Charles F. McKenzie        
H.R. Perkins
Marlee Walton                  
C.G. Keely/Reely
E.W. Berman                    
J.J. O'Connor
C.M. Harrington              
T.S. Gray
J.J. Farrell
W.M. Dunbar
D. Sancken
D.S. Holmes
J.H. Bredenberg
E.C. McCarthy
G.H. Gercke
P.A. Brenner
G.P. Welch
J M C Murphy
Carlton Hillyer (?)
R G Tarver
W K Kitchens
Abram Levy
J M Smith
E B Hook
E J Doris
A G Jackson
L H Charbonnier
J A Anderson
Frank Spears
John P Mulherin

Grand Jury aside-- we have a lot of people out there and I had to make a list of all the people that were on the scene, who were the pallbearers/processioners at the funeral, the ushers at the wedding, the people who were on the coroner's jury, which convened at 3:30am the night of the murder. There are some people that overlap.

Back to the grand jury.

Some of these names are classic hometown names--

Doris? It was the oldest jeweler in town until Windsor took over in that market.
Spears? Went to school with his great-great-grandkid. Dad owns an insurance agency now.
Hook? Went to school with his great-great-great-grandkid, too. He grew up in a massive house near where the murder took place. No idea where "this" Hook from 1910 lived.
Sancken? Yes, you guessed it-- went to school with one of his kinfolk, too. The Snackens made their name, and their dollars, in the dairy world.
Dunbar? His sons' granddaughter married a Marks and, yes, went to school with her.
Mulherin? Welch? McCarthy? Old Catholic families... though that seems a little obvious.

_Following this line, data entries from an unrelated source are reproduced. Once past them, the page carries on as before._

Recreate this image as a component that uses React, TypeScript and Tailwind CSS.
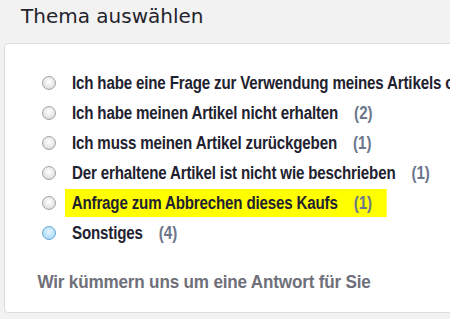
import React from 'react';

const topics = [
  { label: 'Ich habe eine Frage zur Verwendung meines Artikels oder möchte etwas wissen', count: null },
  { label: 'Ich habe meinen Artikel nicht erhalten', count: 2 },
  { label: 'Ich muss meinen Artikel zurückgeben', count: 1 },
  { label: 'Der erhaltene Artikel ist nicht wie beschrieben', count: 1 },
  { label: 'Anfrage zum Abbrechen dieses Kaufs', count: 1, highlight: true },
  { label: 'Sonstiges', count: 4, selected: true },
];

const Radio: React.FC<{ selected?: boolean }> = ({ selected }) => (
  <span
    className={
      selected
        ? 'block h-[14px] w-[14px] shrink-0 rounded-full border border-[#6aa9d6] bg-[radial-gradient(circle_at_50%_40%,#e6f5ff_0%,#b9e0fb_60%,#8fc8ef_100%)]'
        : 'block h-[14px] w-[14px] shrink-0 rounded-full border border-[#a3a3a3] bg-[radial-gradient(circle_at_50%_40%,#ffffff_0%,#e8e8e8_55%,#c9c9c9_100%)]'
    }
  />
);

const App: React.FC = () => {
  return (
    <div className="h-[319px] w-[450px] overflow-hidden bg-[#f2f2f2]">
      {/* Header */}
      <h1 className="pl-[21px] pt-[1px] font-['DejaVu_Sans',sans-serif] text-[20px] leading-[30px] text-[#24242c]">
        Thema auswählen
      </h1>

      {/* Card */}
      <div className="ml-[4px] mt-[12px] h-[270px] w-[460px] rounded-[4px] border border-[#dcdcdc] bg-white font-['Liberation_Sans',sans-serif] font-bold">
        <ul className="flex flex-col pt-[24px]">
          {topics.map((t) => (
            <li key={t.label} className="flex h-[30px] items-center whitespace-nowrap pl-[37px]">
              <Radio selected={t.selected} />
              <div
                className={
                  t.highlight
                    ? 'ml-[9px] flex h-[28px] origin-left scale-x-[0.84] items-center bg-[#ffff00] pl-[8px] pr-[17px]'
                    : 'ml-[16px] flex origin-left scale-x-[0.84] items-center'
                }
              >
                <span className="text-[18px] tracking-[-0.2px] text-[#1f2230]">{t.label}</span>
                {t.count !== null && (
                  <span className="ml-[19px] text-[18px] text-[#6c778c]">({t.count})</span>
                )}
              </div>
            </li>
          ))}
        </ul>
        <p className="origin-left scale-x-[0.9] pl-[36px] pt-[20px] text-[19px] tracking-[-0.2px] text-[#6f7079]">
          Wir kümmern uns um eine Antwort für Sie
        </p>
      </div>
    </div>
  );
};

export default App;
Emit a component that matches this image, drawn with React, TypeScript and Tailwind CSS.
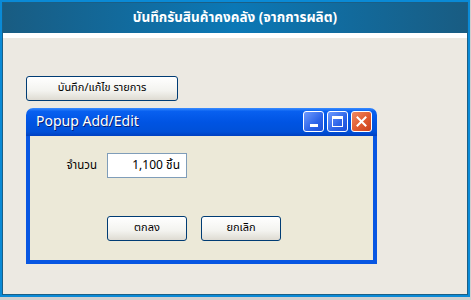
import React from 'react';

const font = { fontFamily: 'Tahoma, "Noto Sans Thai", "Noto Sans", "DejaVu Sans", sans-serif' };

export default function App() {
  return (
    <div className="w-[471px] h-[300px] bg-[#cfcfcf]" style={font}>
      <div className="w-[470px] h-[297px] border-2 border-[#0a8ad6] bg-[#1a5f86] p-px flex flex-col">
        {/* Header */}
        <div className="h-[30px] shrink-0 flex items-center justify-center bg-[linear-gradient(90deg,#195c82_0%,#0b78b6_50%,#195c82_100%)]">
          <span className="text-white font-bold text-[13.5px]">บันทึกรับสินค้าคงคลัง (จากการผลิต)</span>
        </div>
        <div className="h-[5px] bg-white shrink-0"></div>

        {/* Body */}
        <div className="flex-1 bg-[#ece9e2] pl-[23px] pt-[36px]">
          <button className="w-[152px] h-[25px] rounded-[3px] border border-[#003c74] bg-[linear-gradient(180deg,#ffffff_0%,#f3f3ef_60%,#dedbd2_100%)] text-[11px] text-black">
            บันทึก/แก้ไข รายการ
          </button>

          {/* Popup window */}
          <div className="mt-[7px] w-[351px] h-[156px] flex flex-col">
            <div className="h-[28px] shrink-0 rounded-t-[7px] bg-[linear-gradient(180deg,#3a8cff_0%,#0860f0_12%,#0054e3_50%,#0050d8_85%,#0040c0_100%)] flex items-center pl-[10px] pr-[5px]">
              <span className="text-white text-[14px] flex-1 [text-shadow:1px_1px_0_#0a1c6e]">Popup Add/Edit</span>
              <div className="flex gap-[3px]">
                <div className="w-[21px] h-[21px] rounded-[3px] border border-white bg-[linear-gradient(135deg,#6f9bff_0%,#2b63e8_60%,#1b4fd8_100%)] flex items-end justify-center pb-[4px]">
                  <div className="w-[8px] h-[3px] bg-white"></div>
                </div>
                <div className="w-[21px] h-[21px] rounded-[3px] border border-white bg-[linear-gradient(135deg,#6f9bff_0%,#2b63e8_60%,#1b4fd8_100%)] flex items-center justify-center">
                  <div className="w-[11px] h-[11px] border border-white border-t-[3px]"></div>
                </div>
                <div className="w-[21px] h-[21px] rounded-[3px] border border-white bg-[linear-gradient(135deg,#f08a64_0%,#e05a30_55%,#c8401c_100%)] flex items-center justify-center">
                  <svg width="11" height="11" viewBox="0 0 11 11">
                    <path d="M1.5 1.5 L9.5 9.5 M9.5 1.5 L1.5 9.5" stroke="white" strokeWidth="2" strokeLinecap="square" />
                  </svg>
                </div>
              </div>
            </div>
            <div className="flex-1 border-x-4 border-b-4 border-[#0856e2] bg-[#ece9d8] pt-[17px]">
              <div className="flex items-center h-[25px]">
                <span className="w-[77px] text-right pr-[10px] text-[11.5px] text-black">จำนวน</span>
                <div className="w-[80px] h-[25px] border border-[#7f9db9] bg-white flex items-center justify-end pr-[6px] text-[12px] text-black">
                  1,100 ชิ้น
                </div>
              </div>
              <div className="flex gap-[14px] pl-[77px] mt-[38px]">
                <button className="w-[80px] h-[25px] rounded-[3px] border border-[#003c74] bg-[linear-gradient(180deg,#ffffff_0%,#f3f3ef_60%,#dedbd2_100%)] text-[11px] text-black">
                  ตกลง
                </button>
                <button className="w-[80px] h-[25px] rounded-[3px] border border-[#003c74] bg-[linear-gradient(180deg,#ffffff_0%,#f3f3ef_60%,#dedbd2_100%)] text-[11px] text-black">
                  ยกเลิก
                </button>
              </div>
            </div>
          </div>
        </div>
      </div>
    </div>
  );
}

Charles F. McKenzie ran the company started by his father, J.H. McKenzie & Sons at 463 Broad Street, just five blocks down from Tunkle Pawn. McKenzie was a member of the mystic Shrine, the Knights of Pythias, and the Benevolent and Protective Order of the Elks. He was a member of the clark Light Infantry and the Clinch Rifles.

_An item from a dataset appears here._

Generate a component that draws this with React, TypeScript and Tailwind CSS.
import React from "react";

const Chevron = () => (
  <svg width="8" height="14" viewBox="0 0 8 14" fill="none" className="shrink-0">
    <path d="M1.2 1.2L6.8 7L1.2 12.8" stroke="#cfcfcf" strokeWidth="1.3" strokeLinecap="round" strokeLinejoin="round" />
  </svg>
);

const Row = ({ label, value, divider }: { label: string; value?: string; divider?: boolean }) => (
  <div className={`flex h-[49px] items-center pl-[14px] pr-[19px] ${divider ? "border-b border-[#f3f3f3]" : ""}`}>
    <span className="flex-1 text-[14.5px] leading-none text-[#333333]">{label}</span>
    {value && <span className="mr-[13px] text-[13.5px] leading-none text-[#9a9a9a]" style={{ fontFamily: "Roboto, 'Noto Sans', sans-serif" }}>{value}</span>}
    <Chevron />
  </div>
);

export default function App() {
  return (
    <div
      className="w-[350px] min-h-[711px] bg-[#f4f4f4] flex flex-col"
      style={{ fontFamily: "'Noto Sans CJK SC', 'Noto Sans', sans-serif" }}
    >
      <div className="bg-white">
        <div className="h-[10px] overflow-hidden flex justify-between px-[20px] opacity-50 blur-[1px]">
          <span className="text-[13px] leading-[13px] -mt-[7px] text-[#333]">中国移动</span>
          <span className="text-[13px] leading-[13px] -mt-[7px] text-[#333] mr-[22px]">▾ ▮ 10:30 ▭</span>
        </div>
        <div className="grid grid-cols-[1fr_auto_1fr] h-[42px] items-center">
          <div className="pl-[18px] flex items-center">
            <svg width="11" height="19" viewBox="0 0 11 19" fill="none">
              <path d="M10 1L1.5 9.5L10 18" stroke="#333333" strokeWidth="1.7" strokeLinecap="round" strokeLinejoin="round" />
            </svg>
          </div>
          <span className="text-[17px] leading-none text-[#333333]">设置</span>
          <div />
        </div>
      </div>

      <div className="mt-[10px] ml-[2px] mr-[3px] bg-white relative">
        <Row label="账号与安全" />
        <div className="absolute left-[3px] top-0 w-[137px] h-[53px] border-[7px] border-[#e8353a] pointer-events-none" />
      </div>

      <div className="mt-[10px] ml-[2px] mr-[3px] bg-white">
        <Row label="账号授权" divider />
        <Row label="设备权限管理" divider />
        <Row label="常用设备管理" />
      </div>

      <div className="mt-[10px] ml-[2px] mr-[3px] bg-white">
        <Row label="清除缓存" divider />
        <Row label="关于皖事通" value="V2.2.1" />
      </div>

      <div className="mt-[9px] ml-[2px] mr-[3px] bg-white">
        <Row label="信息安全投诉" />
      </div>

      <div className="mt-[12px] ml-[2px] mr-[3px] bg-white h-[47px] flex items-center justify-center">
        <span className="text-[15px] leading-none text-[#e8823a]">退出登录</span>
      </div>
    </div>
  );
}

The Coroner's Jury had the following present to view the body and initial review of evidence found on Dr. Hickman:

E J Costello
John C Harper
E W Overton
W F Eve, Jr.
Dr. W W Battey, Jr
F.W. Capers

Less than 24 hours after the death of Dr. Hickman, a private conference was held in the office of Solicitor Reynolds that included Judge Eve and Judge Hammond. Judge Eve would serve as an honor pallbearer in coming days for his friend.

Back to April 18-- John Mathis is indicted on the murder of Dr. Hickman. The village and the city will have the trial for their golden boy as they have hoped for. Justice will finally be served. One week later, a "STRONG COUNSEL" is set to defend Mathis.

How Strong?

Pretty strong.

William H. Fleming and A. L. Franklin are appointed by Judge Hammond. Fleming, a former congressman, and Franklin, an able young attorney will serve as Mathis' attorneys. The article concludes with the following, "Few men who have been arraigned in the superior court here have been so well represented or have had their cases in more competent hands than has this alleged murderer of one of the most prominent and popular citizens of Augusta."

It has to be asked-- this is before the Miranda Rights became the norm. (Thank you Miranda v. Arizona) How easy it could have been to let this negro [sic] think he had to represent himself and just throw him under the law-bus. But, they didn't. Someone out there gave this guy every fighting chance he had to save his skin.

Or did they?

I have to go back to when Jonathon's murderer was indicted and formally charged a few months ago. The judge had a conversation with Mr. Peacock:

Son, are you pleased with your attorney?

Yes sir.

Son, I'm going to be asking you this a lot. Are you satisfied with the way your case is being handled?

Yes sir.

Mr. Peacock, I need you to understand that you have the right to choose a different attorney. Do you wish to have someone else represent  you? Do you feel that you are getting the best possible defense for your case?

Yes sir.

Good. Because let me be perfectly clear: If you are found guilty, I do not want you coming back to me saying that you were poorly represented. Get used to this question about your attorney, you're going to be hearing it a lot.

Yes sir.

It wasn't until that last sentence I heard that I understood why he was asking that question. In comparing that murder trial to this murder trial, were they giving Mathis the very best because they did not want him popping his head back up, saying that he was unfairly treated? This is 1910, nothing about being a person of color is fair.

So, why the former congressman? Why William Fleming? Mr. Fleming, an enthusiastic Mason and member of Webb Lodge No. 166, Chapter No. 2 R.A.M. and Georgia Commandery No. 1 was also a Knight of Pythias and a member of Sigma Alpha Epsilon fraternity.

Knight of Pythias? I'm going to have to find out more about this and if there are any other members that are involved in this murder. (a quick phone call to someone within the group in California, corrected me-- it is pronounced pithe-e-as, not pah-thigh-as)

The kids are awake and are at my feet, wanting snacks. Children!